С каким наслаждением он теперь снова ими любовался! Но он был огорчен тем, что не мог отличить головы от хвоста ни у одного из своих маленьких животных. Он видел, как они скользили сначала в одном каком-нибудь направлении, потом останавливались, поворачивались на месте и плыли так же быстро назад, не делая больше никаких поворотов. Значит, у них должны быть головы и хвосты! У них должна быть печень, должны быть мозг и кровеносные сосуды! Он перенесся мыслью на сорок лет назад, когда с помощью своей всемогущей линзы он обнаружил, что мухи и сырные клещи, казавшиеся такими простыми невооруженному глазу, почти так же сложно и совершенно устроены, как большие животные. Но как он ни изощрялся с самыми лучшими линзами, его маленькие животные оставались все теми же простыми палочками, шариками) и пробочниками. Он утешался тем, что стал вычислять для Королевского общества предполагаемую величину диаметра невидимых кровеносных сосудов у микробов, ни разу не позволив себе, конечно, ни малейшего намека на то, что он когда-либо видел эти кровеносные сосуды; ему хотелось только поразить воображение своих «патронов» рассуждениями об их невообразимо малой, сказочно ничтожной величине.
Если Антони Левенгуку не удалось обнаружить зародышей человеческих болезней, если у него не хватило воображения для того, чтобы предсказать своим ничтожным зверюшкам роль убийц, он все-таки доказал, что еле-еле видимые зверьки могут пожирать и убивать живые существа, которые во много раз больше их самих. Однажды он затеял возню с ракушками и моллюсками, которых он выуживал из каналов Дельфта. Внутри каждой матери он находил массу зародышей. Он пытался искусственно вырастить эти зародыши в стакане воды, взятой из канала.
– Удивляюсь, — бормотал он, — почему наши каналы не набиты битком этими ракушками, если внутри каждой матери такая масса зародышей?
День за днем он шарил в своем стакане с вязкою массой эмбрионов[13]; он наводил на них свою линзу, чтобы проверить, насколько они выросли... Но что это?
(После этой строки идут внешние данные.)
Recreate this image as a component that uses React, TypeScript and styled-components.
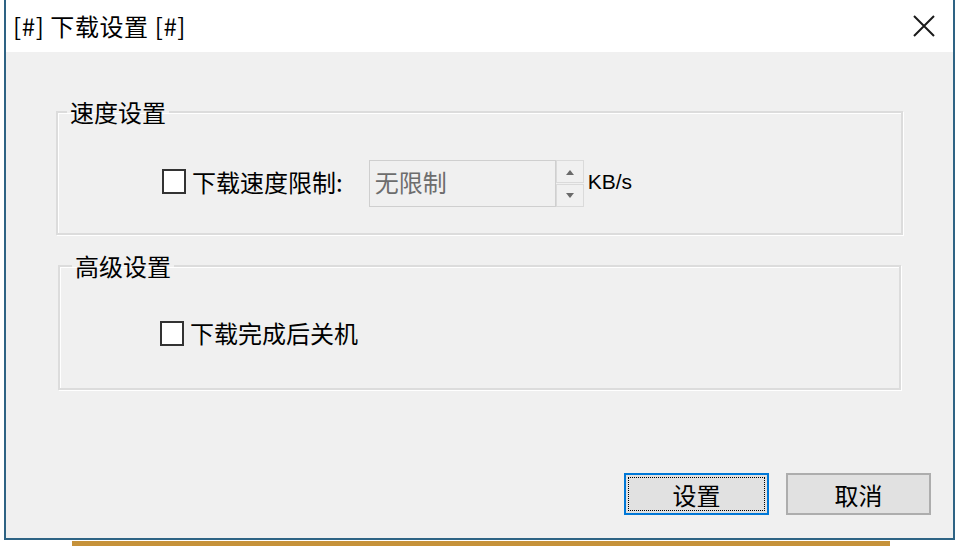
import React from 'react';
import styled, { createGlobalStyle } from 'styled-components';

const GlobalStyle = createGlobalStyle`
  html, body {
    margin: 0;
    padding: 0;
    background: #ffffff;
    overflow: hidden;
  }
  body {
    font-family: "Noto Sans CJK SC", "Liberation Sans", sans-serif;
  }
`;

const Desktop = styled.div`
  width: 960px;
  height: 546px;
  display: flex;
  flex-direction: column;
`;

const Window = styled.div`
  box-sizing: border-box;
  margin-left: 4px;
  width: 951px;
  height: 540px;
  border: 2px solid #2e6384;
  border-top: none;
  background: #f0f0f0;
  display: flex;
  flex-direction: column;
`;

const BehindStrip = styled.div`
  margin: 1px 0 0 72px;
  width: 818px;
  height: 5px;
  background: #c6923a;
`;

const TitleBar = styled.div`
  height: 52px;
  background: #ffffff;
  display: flex;
  align-items: center;
  justify-content: space-between;
  padding: 0 18px 0 7px;
`;

const Title = styled.span`
  font-size: 24px;
  letter-spacing: 0.6px;
  color: #000;
  line-height: 1;
`;

const CloseButton = styled.span`
  display: flex;
  width: 22px;
  height: 22px;
`;

const Body = styled.div`
  flex: 1;
  display: flex;
  flex-direction: column;
  padding: 48px 50px 23px;
`;

const Group = styled.fieldset<{ $inset: number; $top: number; $bottom: number }>`
  margin: 0 ${(p) => p.$inset}px;
  padding: ${(p) => p.$top}px 0 ${(p) => p.$bottom}px 0;
  border: 2px solid #dcdcdc;
  box-shadow: 1px 1px 0 #ffffff, inset 1px 1px 0 #ffffff;
  min-width: 0;
`;

const Legend = styled.legend<{ $shift: number }>`
  margin-left: ${(p) => p.$shift}px;
  padding: 0 3px;
  font-size: 24px;
  line-height: 24px;
  color: #000;
`;

const GroupGap = styled.div`
  height: 19px;
`;

const Row = styled.div<{ $indent: number }>`
  display: flex;
  align-items: center;
  padding-left: ${(p) => p.$indent}px;
`;

const CheckBox = styled.span<{ $lift?: number }>`
  box-sizing: border-box;
  width: 24px;
  height: 25px;
  border: 2px solid #333333;
  background: #ffffff;
  flex-shrink: 0;
  margin-bottom: ${(p) => p.$lift ?? 0}px;
`;

const Label = styled.span<{ $lift?: number }>`
  margin-left: 6px;
  margin-bottom: ${(p) => p.$lift ?? 0}px;
  font-size: 24px;
  line-height: 26px;
  color: #000;
`;

const Spin = styled.div`
  margin-left: 26px;
  display: flex;
  height: 47px;
`;

const SpinInput = styled.div`
  box-sizing: border-box;
  width: 187px;
  height: 47px;
  border: 1px solid #cfcfcf;
  background: #f0f0f0;
  color: #6d6d6d;
  font-size: 24px;
  display: flex;
  align-items: center;
  padding: 0 0 4px 5px;
`;

const SpinButtons = styled.div`
  display: flex;
  flex-direction: column;
  width: 28px;
  gap: 1px;
`;

const SpinHalf = styled.div`
  box-sizing: border-box;
  flex: 1;
  border: 1px solid #dadada;
  background: #f0f0f0;
  display: flex;
  align-items: center;
  justify-content: center;
`;

const Unit = styled.span`
  margin-left: 4px;
  margin-bottom: 4px;
  font-family: "Liberation Sans", Arial, sans-serif;
  font-size: 21px;
  color: #000;
`;

const ButtonBar = styled.div`
  margin-top: auto;
  margin-right: -28px;
  display: flex;
  justify-content: flex-end;
  gap: 17px;
`;

const DialogButton = styled.button<{ $focused?: boolean }>`
  box-sizing: border-box;
  width: 145px;
  height: 42px;
  font-family: "Noto Sans CJK SC", sans-serif;
  font-size: 24px;
  color: #000;
  background: #e1e1e1;
  border: 2px solid ${(p) => (p.$focused ? '#0078d7' : '#adadad')};
  outline: ${(p) => (p.$focused ? '1px dotted #000' : 'none')};
  outline-offset: -5px;
  padding: 0;
  display: flex;
  align-items: center;
  justify-content: center;
`;

const Arrow = ({ up }: { up?: boolean }) => (
  <svg width="10" height="6" viewBox="0 0 10 6">
    <path d={up ? 'M1 6 L5 1 L9 6 Z' : 'M1 0 L5 5 L9 0 Z'} fill="#6a6a6a" />
  </svg>
);

export default function App() {
  return (
    <Desktop>
      <GlobalStyle />
      <Window>
        <TitleBar>
          <Title>[#] 下载设置 [#]</Title>
          <CloseButton>
            <svg width="22" height="22" viewBox="0 0 22 22">
              <path d="M1 1 L21 21 M21 1 L1 21" stroke="#1a1a1a" strokeWidth="2" />
            </svg>
          </CloseButton>
        </TitleBar>
        <Body>
          <Group $inset={0} $top={36} $bottom={26}>
            <Legend $shift={9}>速度设置</Legend>
            <Row $indent={104}>
              <CheckBox $lift={4} />
              <Label $lift={4}>下载速度限制:</Label>
              <Spin>
                <SpinInput>无限制</SpinInput>
                <SpinButtons>
                  <SpinHalf>
                    <Arrow up />
                  </SpinHalf>
                  <SpinHalf>
                    <Arrow />
                  </SpinHalf>
                </SpinButtons>
              </Spin>
              <Unit>KB/s</Unit>
            </Row>
          </Group>
          <GroupGap />
          <Group $inset={2} $top={42} $bottom={42}>
            <Legend $shift={12}>高级设置</Legend>
            <Row $indent={100}>
              <CheckBox />
              <Label>下载完成后关机</Label>
            </Row>
          </Group>
          <ButtonBar>
            <DialogButton $focused>设置</DialogButton>
            <DialogButton>取消</DialogButton>
          </ButtonBar>
        </Body>
      </Window>
      <BehindStrip />
    </Desktop>
  );
}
Он с изумлением увидел, что мягкое вещество моллюсков исчезло из их твердых оболочек: оно было уничтожено мириадами микробов, жадно атаковавших ракушки...
«Жизнь существует за счет жизни, — это жестоко, но такова божья воля, размышлял он. — И все это, конечно, к нашему благополучию, потому что если бы маленькие животные не съедали молодых моллюсков, то наши каналы оказались бы переполненными ими до самых краев, — ведь в каждой матери живет такая масса зародышей».
Таким образом, Антони Левенгук покорно принимал и восхвалял высшую премудрость природы, и в этом он был сын своего времени, потому что в его век искатели еще не вступили в поединок с богом, подобно Пастеру, пришедшему после них, и не грозили кулаками по адресу матери-природы за ее бессмысленную жестокость к человечеству и ко всем ее многочисленным детям.
Ему минуло восемьдесят лет, и, несмотря на исключительно крепкий организм, его зубы все-таки расшатались; он не жаловался на приход неумолимой зимы в его жизни; он вырвал старый зуб и направил свою линзу на маленькие создания, копошившиеся в его пустом корне, — почему бы лишний раз на них не взглянуть? Может быть, в них окажутся такие детали, которых он не заметил во время прежних тысячекратных исследований! Когда ему исполнилось восемьдесят пять лет, собравшиеся к нему в этот день друзья стали уговаривать его бросить занятия и уйти на покой. Он нахмурил лоб и широко открыл свои еще блестящие глаза.
– Плоды, созревающие осенью, сохраняются дольше всех! — сказал он им.
Он называл восьмидесятипятилетний возраст своею осенью!
Левенгук был природным демонстратором. Ему очень нравилось слышать ахи и охи людей, главным образом, конечно, философов и любителей науки, которым он разрешал смотреть в свой еле видимый фантастический мир и которым он писал свои нескладные, удивительные письма. Но он не был учителем.
«Я никогда никого не учил, — писал он знаменитому философу Лейбницу[14], — потому что, если бы я стал учить одного, мне пришлось бы учить и других... Мне пришлось бы отдать себя в рабство, а я хочу оставаться свободным человеком».